• [Data provided]
▬▬▬
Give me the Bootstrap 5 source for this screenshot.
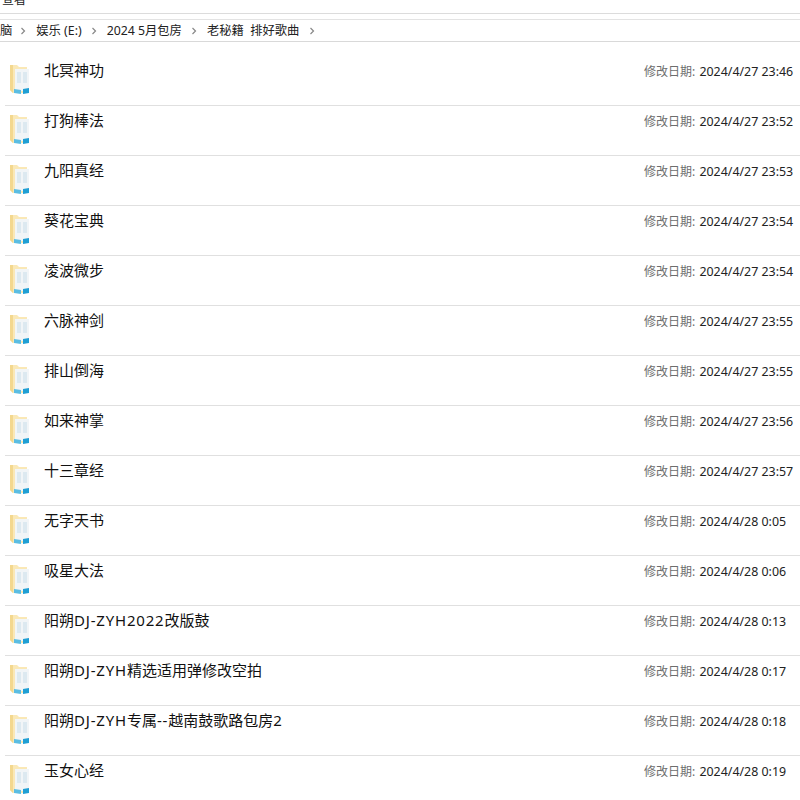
▬▬▬
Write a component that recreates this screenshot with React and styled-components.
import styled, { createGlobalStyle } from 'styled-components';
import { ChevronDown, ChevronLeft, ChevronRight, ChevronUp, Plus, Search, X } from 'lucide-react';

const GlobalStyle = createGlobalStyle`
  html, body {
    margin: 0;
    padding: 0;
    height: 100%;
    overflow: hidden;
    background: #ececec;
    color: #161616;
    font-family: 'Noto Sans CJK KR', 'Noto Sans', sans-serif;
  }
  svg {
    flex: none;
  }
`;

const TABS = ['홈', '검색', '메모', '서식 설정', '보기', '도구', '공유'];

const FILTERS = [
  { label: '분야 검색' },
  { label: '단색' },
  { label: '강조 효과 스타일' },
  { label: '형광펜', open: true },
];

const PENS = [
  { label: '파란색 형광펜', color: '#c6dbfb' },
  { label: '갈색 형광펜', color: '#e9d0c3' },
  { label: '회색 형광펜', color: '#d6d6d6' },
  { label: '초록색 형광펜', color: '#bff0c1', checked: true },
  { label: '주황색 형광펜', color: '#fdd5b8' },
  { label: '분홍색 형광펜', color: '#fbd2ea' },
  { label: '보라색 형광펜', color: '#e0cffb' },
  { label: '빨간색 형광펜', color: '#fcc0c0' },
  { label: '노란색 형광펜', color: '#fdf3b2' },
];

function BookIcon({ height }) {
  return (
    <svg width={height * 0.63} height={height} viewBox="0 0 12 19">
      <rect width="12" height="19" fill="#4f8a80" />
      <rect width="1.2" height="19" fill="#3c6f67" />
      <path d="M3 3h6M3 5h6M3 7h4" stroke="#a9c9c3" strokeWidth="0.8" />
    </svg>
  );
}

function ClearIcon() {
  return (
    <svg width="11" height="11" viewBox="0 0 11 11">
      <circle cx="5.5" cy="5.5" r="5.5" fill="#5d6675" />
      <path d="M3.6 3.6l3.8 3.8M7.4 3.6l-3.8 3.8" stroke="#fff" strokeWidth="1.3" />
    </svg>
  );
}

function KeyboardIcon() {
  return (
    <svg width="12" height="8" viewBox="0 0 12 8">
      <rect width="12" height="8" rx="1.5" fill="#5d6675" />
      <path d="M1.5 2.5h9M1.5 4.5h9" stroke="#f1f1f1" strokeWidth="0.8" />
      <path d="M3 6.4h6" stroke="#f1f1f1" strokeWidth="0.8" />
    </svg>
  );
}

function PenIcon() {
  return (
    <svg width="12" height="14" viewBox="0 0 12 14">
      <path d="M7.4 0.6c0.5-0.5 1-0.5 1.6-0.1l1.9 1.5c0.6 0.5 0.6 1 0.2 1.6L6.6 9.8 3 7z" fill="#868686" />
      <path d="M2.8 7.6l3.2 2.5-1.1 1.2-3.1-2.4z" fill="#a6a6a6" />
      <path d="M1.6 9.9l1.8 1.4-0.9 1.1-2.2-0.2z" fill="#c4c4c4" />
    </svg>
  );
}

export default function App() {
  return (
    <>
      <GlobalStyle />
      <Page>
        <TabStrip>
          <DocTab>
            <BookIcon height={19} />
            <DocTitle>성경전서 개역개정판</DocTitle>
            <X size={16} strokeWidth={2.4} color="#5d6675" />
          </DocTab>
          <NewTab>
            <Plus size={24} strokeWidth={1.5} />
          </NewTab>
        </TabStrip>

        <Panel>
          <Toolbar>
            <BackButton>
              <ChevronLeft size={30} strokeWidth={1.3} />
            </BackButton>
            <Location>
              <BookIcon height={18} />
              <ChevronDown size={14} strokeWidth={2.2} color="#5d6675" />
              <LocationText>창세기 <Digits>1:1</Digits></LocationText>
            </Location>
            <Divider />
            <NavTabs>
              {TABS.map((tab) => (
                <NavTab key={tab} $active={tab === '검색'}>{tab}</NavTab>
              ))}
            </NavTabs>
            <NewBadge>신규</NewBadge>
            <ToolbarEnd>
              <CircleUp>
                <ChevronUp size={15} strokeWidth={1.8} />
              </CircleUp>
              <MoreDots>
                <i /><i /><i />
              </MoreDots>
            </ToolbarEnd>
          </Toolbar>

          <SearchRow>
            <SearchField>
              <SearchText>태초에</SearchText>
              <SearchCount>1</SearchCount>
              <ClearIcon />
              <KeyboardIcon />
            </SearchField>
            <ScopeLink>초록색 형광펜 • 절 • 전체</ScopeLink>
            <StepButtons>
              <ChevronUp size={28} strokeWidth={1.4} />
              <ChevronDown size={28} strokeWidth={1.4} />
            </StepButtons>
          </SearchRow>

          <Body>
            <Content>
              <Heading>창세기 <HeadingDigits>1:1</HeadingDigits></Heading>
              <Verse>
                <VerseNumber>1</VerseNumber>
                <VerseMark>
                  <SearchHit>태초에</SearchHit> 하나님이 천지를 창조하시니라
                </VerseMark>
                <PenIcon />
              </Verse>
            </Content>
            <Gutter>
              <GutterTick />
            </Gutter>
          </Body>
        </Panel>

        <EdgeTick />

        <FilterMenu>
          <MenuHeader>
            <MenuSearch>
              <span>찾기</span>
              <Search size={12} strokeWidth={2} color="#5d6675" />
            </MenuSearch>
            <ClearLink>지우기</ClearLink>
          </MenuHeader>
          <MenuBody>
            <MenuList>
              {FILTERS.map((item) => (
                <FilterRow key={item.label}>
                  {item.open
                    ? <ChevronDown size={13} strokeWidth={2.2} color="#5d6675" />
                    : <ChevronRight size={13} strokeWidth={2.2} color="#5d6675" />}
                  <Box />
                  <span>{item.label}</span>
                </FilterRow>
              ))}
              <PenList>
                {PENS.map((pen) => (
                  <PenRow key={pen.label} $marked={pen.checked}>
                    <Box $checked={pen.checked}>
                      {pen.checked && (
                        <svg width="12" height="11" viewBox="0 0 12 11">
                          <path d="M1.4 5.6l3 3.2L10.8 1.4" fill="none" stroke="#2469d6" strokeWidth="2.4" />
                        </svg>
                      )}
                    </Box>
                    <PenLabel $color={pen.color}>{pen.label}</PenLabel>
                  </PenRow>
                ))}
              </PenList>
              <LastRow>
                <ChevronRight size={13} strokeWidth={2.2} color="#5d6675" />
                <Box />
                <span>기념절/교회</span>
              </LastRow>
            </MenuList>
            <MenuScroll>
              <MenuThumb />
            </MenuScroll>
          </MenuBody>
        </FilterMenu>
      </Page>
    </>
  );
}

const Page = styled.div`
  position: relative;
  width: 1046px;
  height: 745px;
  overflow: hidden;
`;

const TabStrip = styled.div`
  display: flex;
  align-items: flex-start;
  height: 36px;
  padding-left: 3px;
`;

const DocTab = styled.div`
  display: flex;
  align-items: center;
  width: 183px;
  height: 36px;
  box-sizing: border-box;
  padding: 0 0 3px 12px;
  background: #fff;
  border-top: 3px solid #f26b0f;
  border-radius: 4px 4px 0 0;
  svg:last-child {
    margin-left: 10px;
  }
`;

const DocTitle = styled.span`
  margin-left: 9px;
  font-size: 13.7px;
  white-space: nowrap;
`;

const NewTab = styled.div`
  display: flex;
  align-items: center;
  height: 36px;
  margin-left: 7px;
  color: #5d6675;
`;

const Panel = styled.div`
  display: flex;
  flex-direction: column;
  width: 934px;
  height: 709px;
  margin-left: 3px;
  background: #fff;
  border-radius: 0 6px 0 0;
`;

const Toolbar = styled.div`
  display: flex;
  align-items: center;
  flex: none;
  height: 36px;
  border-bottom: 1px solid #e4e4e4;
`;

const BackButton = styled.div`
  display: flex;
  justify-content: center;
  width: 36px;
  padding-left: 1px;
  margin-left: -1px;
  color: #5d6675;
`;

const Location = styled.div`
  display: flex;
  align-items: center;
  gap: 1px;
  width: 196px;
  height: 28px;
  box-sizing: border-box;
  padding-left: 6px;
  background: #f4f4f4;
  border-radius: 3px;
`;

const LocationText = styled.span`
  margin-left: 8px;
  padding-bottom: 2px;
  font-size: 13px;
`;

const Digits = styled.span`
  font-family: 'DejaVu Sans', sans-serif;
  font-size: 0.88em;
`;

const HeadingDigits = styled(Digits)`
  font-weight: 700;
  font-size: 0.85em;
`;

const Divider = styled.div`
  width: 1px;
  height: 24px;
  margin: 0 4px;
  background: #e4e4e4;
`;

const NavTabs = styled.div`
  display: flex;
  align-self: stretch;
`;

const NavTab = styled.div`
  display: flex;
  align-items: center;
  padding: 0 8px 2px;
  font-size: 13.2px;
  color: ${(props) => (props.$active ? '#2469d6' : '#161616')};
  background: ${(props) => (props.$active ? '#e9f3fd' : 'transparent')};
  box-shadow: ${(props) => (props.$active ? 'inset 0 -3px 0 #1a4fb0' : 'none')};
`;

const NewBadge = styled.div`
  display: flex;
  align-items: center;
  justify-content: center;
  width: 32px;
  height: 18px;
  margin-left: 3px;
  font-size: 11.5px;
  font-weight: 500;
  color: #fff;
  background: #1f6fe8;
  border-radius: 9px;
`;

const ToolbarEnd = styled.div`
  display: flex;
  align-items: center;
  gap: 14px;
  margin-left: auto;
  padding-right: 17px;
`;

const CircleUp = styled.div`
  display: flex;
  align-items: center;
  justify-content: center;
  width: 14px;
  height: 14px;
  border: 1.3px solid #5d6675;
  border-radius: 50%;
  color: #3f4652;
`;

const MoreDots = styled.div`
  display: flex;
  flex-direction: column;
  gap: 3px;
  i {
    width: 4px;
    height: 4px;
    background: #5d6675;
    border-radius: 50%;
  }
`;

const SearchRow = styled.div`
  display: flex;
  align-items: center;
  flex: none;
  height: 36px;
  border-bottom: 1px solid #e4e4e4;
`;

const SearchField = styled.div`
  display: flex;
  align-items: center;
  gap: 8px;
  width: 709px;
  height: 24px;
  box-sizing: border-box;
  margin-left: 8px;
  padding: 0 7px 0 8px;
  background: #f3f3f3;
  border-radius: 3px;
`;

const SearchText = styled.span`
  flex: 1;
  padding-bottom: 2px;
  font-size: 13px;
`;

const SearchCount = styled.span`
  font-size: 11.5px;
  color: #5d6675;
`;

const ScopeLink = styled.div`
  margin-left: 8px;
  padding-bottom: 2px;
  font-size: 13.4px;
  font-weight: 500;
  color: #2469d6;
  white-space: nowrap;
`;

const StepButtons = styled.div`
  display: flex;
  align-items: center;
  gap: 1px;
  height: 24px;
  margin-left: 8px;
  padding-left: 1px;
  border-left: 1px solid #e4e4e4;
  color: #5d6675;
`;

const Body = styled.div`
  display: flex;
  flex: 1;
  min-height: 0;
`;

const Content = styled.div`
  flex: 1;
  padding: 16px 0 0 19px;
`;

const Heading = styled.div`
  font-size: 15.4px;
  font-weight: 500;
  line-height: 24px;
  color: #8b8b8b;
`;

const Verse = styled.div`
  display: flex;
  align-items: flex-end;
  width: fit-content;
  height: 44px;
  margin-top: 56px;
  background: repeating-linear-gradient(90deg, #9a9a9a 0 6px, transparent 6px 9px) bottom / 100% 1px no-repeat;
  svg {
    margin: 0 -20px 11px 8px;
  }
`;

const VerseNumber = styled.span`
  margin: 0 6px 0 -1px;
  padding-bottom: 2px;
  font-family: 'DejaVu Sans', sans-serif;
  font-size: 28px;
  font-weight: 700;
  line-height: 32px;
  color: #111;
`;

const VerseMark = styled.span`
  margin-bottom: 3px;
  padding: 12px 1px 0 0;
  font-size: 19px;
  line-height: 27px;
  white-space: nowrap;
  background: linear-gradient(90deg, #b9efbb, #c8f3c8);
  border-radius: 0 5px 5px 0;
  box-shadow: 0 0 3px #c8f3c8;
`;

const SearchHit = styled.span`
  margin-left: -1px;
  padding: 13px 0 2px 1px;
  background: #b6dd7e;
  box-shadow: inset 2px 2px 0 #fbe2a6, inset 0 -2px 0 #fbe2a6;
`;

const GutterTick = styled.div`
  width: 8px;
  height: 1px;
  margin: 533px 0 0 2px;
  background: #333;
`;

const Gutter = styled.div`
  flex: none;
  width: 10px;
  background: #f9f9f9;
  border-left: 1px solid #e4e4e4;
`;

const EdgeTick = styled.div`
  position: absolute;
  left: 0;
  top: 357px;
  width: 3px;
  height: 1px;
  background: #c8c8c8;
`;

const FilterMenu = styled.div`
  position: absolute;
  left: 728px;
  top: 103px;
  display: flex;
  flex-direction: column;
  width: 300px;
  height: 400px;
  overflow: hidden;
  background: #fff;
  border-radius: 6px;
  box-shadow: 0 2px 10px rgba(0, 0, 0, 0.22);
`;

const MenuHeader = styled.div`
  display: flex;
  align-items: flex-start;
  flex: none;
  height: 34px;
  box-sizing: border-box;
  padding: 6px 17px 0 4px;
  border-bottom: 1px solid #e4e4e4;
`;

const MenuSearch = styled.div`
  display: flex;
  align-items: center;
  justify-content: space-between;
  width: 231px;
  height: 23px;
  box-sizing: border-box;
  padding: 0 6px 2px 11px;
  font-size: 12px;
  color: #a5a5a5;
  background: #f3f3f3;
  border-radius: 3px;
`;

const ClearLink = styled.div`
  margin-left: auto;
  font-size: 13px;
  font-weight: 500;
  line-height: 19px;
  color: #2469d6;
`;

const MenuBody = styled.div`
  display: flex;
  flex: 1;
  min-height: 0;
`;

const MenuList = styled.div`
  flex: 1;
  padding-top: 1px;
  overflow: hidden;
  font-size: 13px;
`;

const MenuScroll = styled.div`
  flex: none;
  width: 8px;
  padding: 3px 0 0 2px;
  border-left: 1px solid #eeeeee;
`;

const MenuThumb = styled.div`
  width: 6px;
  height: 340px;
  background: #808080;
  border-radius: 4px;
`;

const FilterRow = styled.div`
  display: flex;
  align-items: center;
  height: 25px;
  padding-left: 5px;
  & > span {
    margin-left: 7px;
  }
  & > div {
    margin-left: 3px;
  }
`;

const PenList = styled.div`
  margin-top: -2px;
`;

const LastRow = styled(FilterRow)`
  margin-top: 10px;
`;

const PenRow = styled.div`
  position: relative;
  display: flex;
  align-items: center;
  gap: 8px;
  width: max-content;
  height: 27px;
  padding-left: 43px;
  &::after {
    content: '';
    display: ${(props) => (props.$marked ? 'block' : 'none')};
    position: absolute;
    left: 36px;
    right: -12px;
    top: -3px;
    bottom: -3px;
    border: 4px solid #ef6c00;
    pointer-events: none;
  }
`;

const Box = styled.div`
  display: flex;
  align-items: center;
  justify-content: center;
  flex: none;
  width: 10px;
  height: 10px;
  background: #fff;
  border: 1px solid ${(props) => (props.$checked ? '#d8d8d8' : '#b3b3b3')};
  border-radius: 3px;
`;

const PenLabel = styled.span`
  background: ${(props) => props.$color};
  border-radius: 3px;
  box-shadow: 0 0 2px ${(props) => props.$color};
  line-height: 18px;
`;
▬▬▬
• [Required work]
From the entries above, pull out each line that includes "this".

• [Exercise result]
Give me the Bootstrap 5 source for this screenshot.
Write a component that recreates this screenshot with React and styled-components.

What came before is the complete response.